## Data provided
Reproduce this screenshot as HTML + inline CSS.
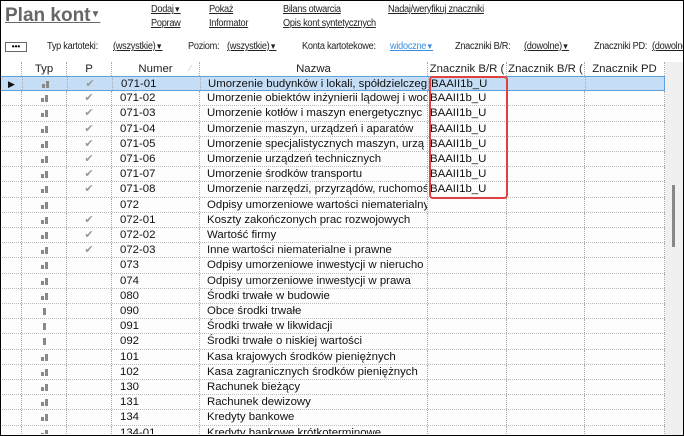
<!DOCTYPE html>
<html><head><meta charset="utf-8"><style>
*{margin:0;padding:0;box-sizing:border-box}
body{width:684px;height:436px;overflow:hidden;background:#fff;font-family:"Liberation Sans",Arial,sans-serif;position:relative}
#frame{position:absolute;left:0;top:0;width:684px;height:436px;border:1px solid #000;}
.t{position:absolute;white-space:nowrap;color:#222}
.u{text-decoration:underline}
.s{font-size:10px;letter-spacing:-0.3px;transform:scaleX(0.92);transform-origin:left}
.tri{font-size:8px}
#grid{position:absolute;left:0;top:62px;width:665px;height:372px;overflow:hidden}
.row{position:absolute;left:0;width:665px;height:15.2px;border-bottom:1px dotted #bbb;font-size:11.4px;color:#111}
.c{position:absolute;top:0;height:100%;border-right:1px dotted #aaa;overflow:hidden;white-space:nowrap;line-height:14px}
.hd{font-size:11.4px;color:#222;text-align:center}
.sel{background:#c5def6;border:1px solid #5ea0e0}
.bar{position:absolute;top:3px;left:19px;width:8px;height:8px}
.bar i{position:absolute;bottom:0;background:#888;width:3px}
.ck{color:#999;font-size:11px;text-align:center}
#sb{position:absolute;left:665px;top:62px;width:18px;height:373px;background:#f0f0f0}
#th{position:absolute;left:672px;top:185px;width:3px;height:62px;background:#888}
#red{position:absolute;left:429px;top:76px;width:79px;height:123px;border:2px solid #e0403f;border-radius:4px}
</style></head><body>
<div class="t u" style="left:5px;top:5px;font-size:19px;font-weight:bold;color:#666">Plan kont<span style="font-size:10px;vertical-align:4px">▼</span></div>
<div class="t u s" style="left:151px;top:4px">Dodaj<span class="tri">▼</span></div>
<div class="t u s" style="left:151px;top:18px">Popraw</div>
<div class="t u s" style="left:209px;top:4px">Pokaż</div>
<div class="t u s" style="left:209px;top:18px">Informator</div>
<div class="t u s" style="left:283px;top:4px">Bilans otwarcia</div>
<div class="t u s" style="left:283px;top:18px">Opis kont syntetycznych</div>
<div class="t u s" style="left:388px;top:4px">Nadaj/weryfikuj znaczniki</div>
<div style="position:absolute;left:5px;top:42px;width:22px;height:10px;border:1px solid #666;font-size:8px;text-align:center;line-height:7px;font-weight:bold">•••</div>
<div class="t s" style="left:47px;top:41px">Typ kartoteki:</div>
<div class="t u s" style="left:113px;top:41px">(wszystkie)<span class="tri">▼</span></div>
<div class="t s" style="left:188px;top:41px">Poziom:</div>
<div class="t u s" style="left:227px;top:41px">(wszystkie)<span class="tri">▼</span></div>
<div class="t s" style="left:302px;top:41px">Konta kartotekowe:</div>
<div class="t u s" style="left:390px;top:41px;color:#3b8ee0">widoczne<span class="tri">▼</span></div>
<div class="t s" style="left:455px;top:41px">Znaczniki B/R:</div>
<div class="t u s" style="left:524px;top:41px">(dowolne)<span class="tri">▼</span></div>
<div class="t s" style="left:594px;top:41px">Znaczniki PD:</div>
<div class="t u s" style="left:652px;top:41px">(dowolne)</div>
<div id="grid"></div>
<div id="sb"></div><div id="th"></div>
<div id="red"></div>
<div id="frame"></div>
<script>
var cols=[0,22,67,112,200,428,507,585,665];
var rows=[["2","1","071-01","Umorzenie budynków i lokali, spółdzielczeg","BAAII1b_U"],
["2","1","071-02","Umorzenie obiektów inżynierii lądowej i wod","BAAII1b_U"],
["2","1","071-03","Umorzenie kotłów i maszyn energetycznyc","BAAII1b_U"],
["2","1","071-04","Umorzenie maszyn, urządzeń i aparatów","BAAII1b_U"],
["2","1","071-05","Umorzenie specjalistycznych maszyn, urzą","BAAII1b_U"],
["2","1","071-06","Umorzenie urządzeń technicznych","BAAII1b_U"],
["2","1","071-07","Umorzenie środków transportu","BAAII1b_U"],
["2","1","071-08","Umorzenie narzędzi, przyrządów, ruchomoś","BAAII1b_U"],
["2","","072","Odpisy umorzeniowe wartości niematerialny",""],
["2","1","072-01","Koszty zakończonych prac rozwojowych",""],
["2","1","072-02","Wartość firmy",""],
["2","1","072-03","Inne wartości niematerialne i prawne",""],
["2","","073","Odpisy umorzeniowe inwestycji w nierucho",""],
["2","","074","Odpisy umorzeniowe inwestycji w prawa",""],
["2","","080","Środki trwałe w budowie",""],
["1","","090","Obce środki trwałe",""],
["1","","091","Środki trwałe w likwidacji",""],
["1","","092","Środki trwałe o niskiej wartości",""],
["2","","101","Kasa krajowych środków pieniężnych",""],
["2","","102","Kasa zagranicznych środków pieniężnych",""],
["2","","130","Rachunek bieżący",""],
["2","","131","Rachunek dewizowy",""],
["2","","134","Kredyty bankowe",""],
["2","","134-01","Kredyty bankowe krótkoterminowe",""]];
var g=document.getElementById('grid'),h='';
function cells(v,hd){var s='';for(var i=0;i<8;i++){s+='<div class="c'+(hd?' hd':'')+'" style="left:'+cols[i]+'px;width:'+(cols[i+1]-cols[i])+'px;'+(hd?'':(i>=3?'padding-left:'+(i==3?8:i==4?7:2)+'px;':''))+'">'+v[i]+'</div>';}return s;}
h+='<div class="row" style="top:0">'+cells(['','Typ','P','Numer<span style="position:absolute;right:8px;color:#bbb;font-size:8px">⁄</span>','Nazwa','Znacznik B/R (','Znacznik B/R (','Znacznik PD'],1)+'</div>';
rows.forEach(function(r,k){
var bar=r[0]=="2"?'<i style="left:0;height:4px"></i><i style="left:4px;height:7px"></i>':'<i style="left:2px;height:7px"></i>';
var v=[k==0?'<span style="font-size:9px;padding-left:7px">▶</span>':'','<span class="bar">'+bar+'</span>',r[1]?'<div class="ck">✔</div>':'',r[2],r[3],r[4],'',''];
h+='<div class="row'+(k==0?' sel':'')+'" style="top:'+(14+k*15.2).toFixed(1)+'px;'+(k==0?'':'background:#fdfdfd')+'">'+cells(v,0)+'</div>';});
g.innerHTML=h;
</script>
</body></html>
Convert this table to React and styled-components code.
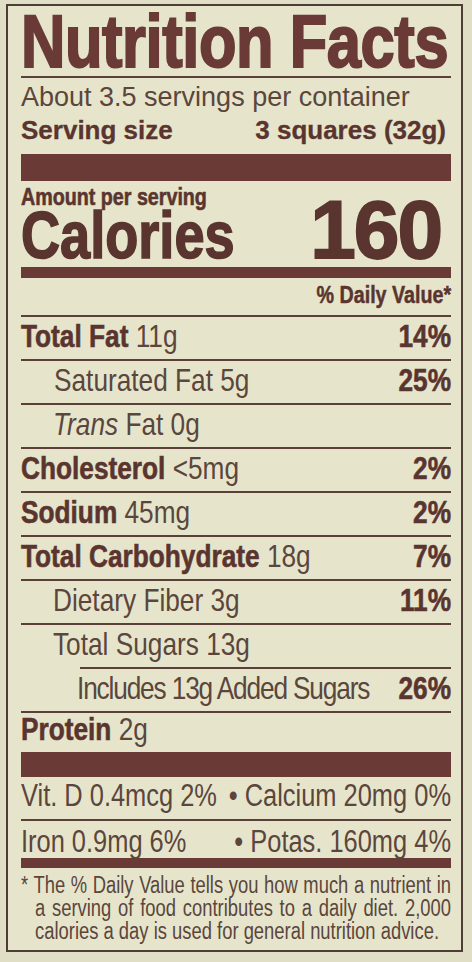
import React from "react";
import styled, { createGlobalStyle } from "styled-components";

const SANS = `"Liberation Sans", Arial, Helvetica, sans-serif`;
const INK = "#6a3a37";
const TEXT = "#5b463d";
const BOLD = "#5a3530";
const RULE = "#5a4038";
const NARROW = 0.82;

const Global = createGlobalStyle`
  html, body { margin: 0; padding: 0; background: #e0dfc5; }
  body { font-family: ${SANS}; color: ${TEXT}; }
`;

const Panel = styled.div`
  box-sizing: border-box;
  width: 457px;
  margin: 4px 0 0 6px;
  border: 2px solid #4e3d35;
  background: #e6e5cb;
  padding: 0 10px 0 13px;
  display: flex;
  flex-direction: column;
  overflow: hidden;
`;

/* emulates a condensed face: the box is widened by 1/s, then squeezed back */
const Condensed = styled.div`
  box-sizing: border-box;
  width: ${(p) => 100 / (p.$s || NARROW)}%;
  transform: scaleX(${(p) => p.$s || NARROW});
  transform-origin: left center;
  flex: none;
`;

const Title = styled(Condensed).attrs({ as: "h1" })`
  margin: 0;
  padding-top: 2px;
  font-weight: 700;
  font-size: 74px;
  line-height: 68px;
  color: ${INK};
  -webkit-text-stroke: 2px ${INK};
  letter-spacing: -0.5px;
  white-space: nowrap;
`;

const Rule = styled.div`
  height: ${(p) => p.$h || 2}px;
  margin-left: ${(p) => p.$inset || 0}px;
  background: ${(p) => (p.$h > 4 ? INK : RULE)};
  flex: none;
`;

const Servings = styled.div`
  font-size: 27px;
  line-height: 27px;
  padding-top: 6px;
  white-space: nowrap;
`;

const ServingSize = styled.div`
  display: flex;
  justify-content: space-between;
  font-weight: 700;
  font-size: 26px;
  line-height: 26px;
  margin-top: 6px;
  margin-bottom: 11px;
  padding-right: 5px;
  color: ${BOLD};
  -webkit-text-stroke: 0.3px ${BOLD};
  white-space: nowrap;
`;

const CalorieBlock = styled.div`
  display: flex;
  justify-content: space-between;
  align-items: last baseline;
  margin-top: 4px;
  margin-bottom: 7px;
  color: ${BOLD};
  font-weight: 700;
`;

const Squeeze = styled.span`
  display: inline-block;
  white-space: nowrap;
  transform: scaleX(${(p) => p.$s || NARROW});
  transform-origin: ${(p) => (p.$right ? "right" : "left")} center;
`;

const Amount = styled.div`
  font-size: 24px;
  line-height: 24px;
  -webkit-text-stroke: 0.6px ${BOLD};
`;

const Calories = styled.div`
  font-size: 66px;
  line-height: 50px;
  padding-top: 1px;
  -webkit-text-stroke: 1.6px ${BOLD};
`;

const CalNumber = styled.div`
  font-size: 82px;
  line-height: 60px;
  letter-spacing: -2px;
  margin-right: 10px;
  -webkit-text-stroke: 1.8px ${BOLD};
`;

const DailyHead = styled.div`
  text-align: right;
  font-weight: 700;
  font-size: 24px;
  line-height: 24px;
  margin-top: 5px;
  margin-bottom: 8px;
  color: ${BOLD};
  -webkit-text-stroke: 0.5px ${BOLD};
`;

const Row = styled(Condensed)`
  display: flex;
  justify-content: space-between;
  height: ${(p) => p.$h || 42}px;
  padding-top: ${(p) => p.$pt ?? 3}px;
  padding-left: ${(p) => (p.$indent || 0) / (p.$s || NARROW)}px;
  font-size: ${(p) => p.$fs || 32}px;
  line-height: ${(p) => p.$fs || 32}px;
  letter-spacing: ${(p) => p.$ls || 0}px;
  white-space: nowrap;
`;

const Label = styled.b`
  font-weight: 700;
  color: ${BOLD};
  -webkit-text-stroke: 0.6px ${BOLD};
`;

const Pct = styled.b`
  font-weight: 700;
  color: ${BOLD};
  letter-spacing: 0;
  -webkit-text-stroke: 0.6px ${BOLD};
`;

const Em = styled.i`
  font-style: italic;
`;

const Footnote = styled(Condensed)`
  font-size: 23px;
  line-height: 23px;
  padding: 6px 0 7px ${14 / 0.8}px;
`;

const FootLine = styled.div`
  text-align: ${(p) => (p.$justify ? "justify" : "left")};
  text-align-last: ${(p) => (p.$justify ? "justify" : "left")};
  text-indent: ${(p) => p.$hang || 0}px;
  white-space: ${(p) => (p.$justify ? "normal" : "nowrap")};
`;

const nutrients = [
  { label: "Total Fat", amount: "11g", pct: "14%" },
  { amount: "Saturated Fat 5g", pct: "25%", indent: 33 },
  { trans: true, indent: 32 },
  { label: "Cholesterol", amount: "<5mg", pct: "2%" },
  { label: "Sodium", amount: "45mg", pct: "2%" },
  { label: "Total Carbohydrate", amount: "18g", pct: "7%" },
  { amount: "Dietary Fiber 3g", pct: "11%", indent: 32 },
  { amount: "Total Sugars 13g", indent: 32, ruleInset: 59 },
  { amount: "Includes 13g Added Sugars", pct: "26%", indent: 56, ls: -1.4 },
];

export default function App() {
  return (
    <>
      <Global />
      <Panel>
        <Title $s={0.83}>Nutrition Facts</Title>
        <Rule />
        <Servings>About 3.5 servings per container</Servings>
        <ServingSize>
          <span>Serving size</span>
          <span>3 squares (32g)</span>
        </ServingSize>
        <Rule $h={27} />
        <CalorieBlock>
          <div>
            <Amount>
              <Squeeze>Amount per serving</Squeeze>
            </Amount>
            <Calories>
              <Squeeze>Calories</Squeeze>
            </Calories>
          </div>
          <CalNumber>160</CalNumber>
        </CalorieBlock>
        <Rule $h={11} />
        <DailyHead>
          <Squeeze $right>% Daily Value*</Squeeze>
        </DailyHead>
        <Rule />
        {nutrients.map((n, i) => (
          <React.Fragment key={i}>
            <Row $indent={n.indent} $ls={n.ls}>
              <span>
                {n.label && <Label>{n.label}</Label>}
                {n.label && " "}
                {n.trans ? (
                  <>
                    <Em>Trans</Em> Fat 0g
                  </>
                ) : (
                  n.amount
                )}
              </span>
              {n.pct && <Pct>{n.pct}</Pct>}
            </Row>
            <Rule $inset={n.ruleInset} />
          </React.Fragment>
        ))}
        <Row $h={39} $pt={0}>
          <span>
            <Label>Protein</Label> 2g
          </span>
        </Row>
        <Rule $h={25} />
        <Row $fs={31} $pt={3}>
          <span>Vit. D 0.4mcg 2%</span>
          <span>• Calcium 20mg 0%</span>
        </Row>
        <Rule />
        <Row $fs={31} $h={37} $pt={5}>
          <span>Iron 0.9mg 6%</span>
          <span>• Potas. 160mg 4%</span>
        </Row>
        <Rule $h={10} />
        <Footnote $s={0.8}>
          <FootLine $justify $hang={-14 / 0.8}>
            * The % Daily Value tells you how much a nutrient in
          </FootLine>
          <FootLine $justify>
            a serving of food contributes to a daily diet. 2,000
          </FootLine>
          <FootLine>calories a day is used for general nutrition advice.</FootLine>
        </Footnote>
      </Panel>
    </>
  );
}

## What this task involves
Starting at the line with "Convert this table" and ending at the line with "const NARROW = 0.82;", copy each line exactly, both ends included. Do not copy the pictures.

## Answer to this problem
Convert this table to React and styled-components code.
import React from "react";
import styled, { createGlobalStyle } from "styled-components";

const SANS = `"Liberation Sans", Arial, Helvetica, sans-serif`;
const INK = "#6a3a37";
const TEXT = "#5b463d";
const BOLD = "#5a3530";
const RULE = "#5a4038";
const NARROW = 0.82;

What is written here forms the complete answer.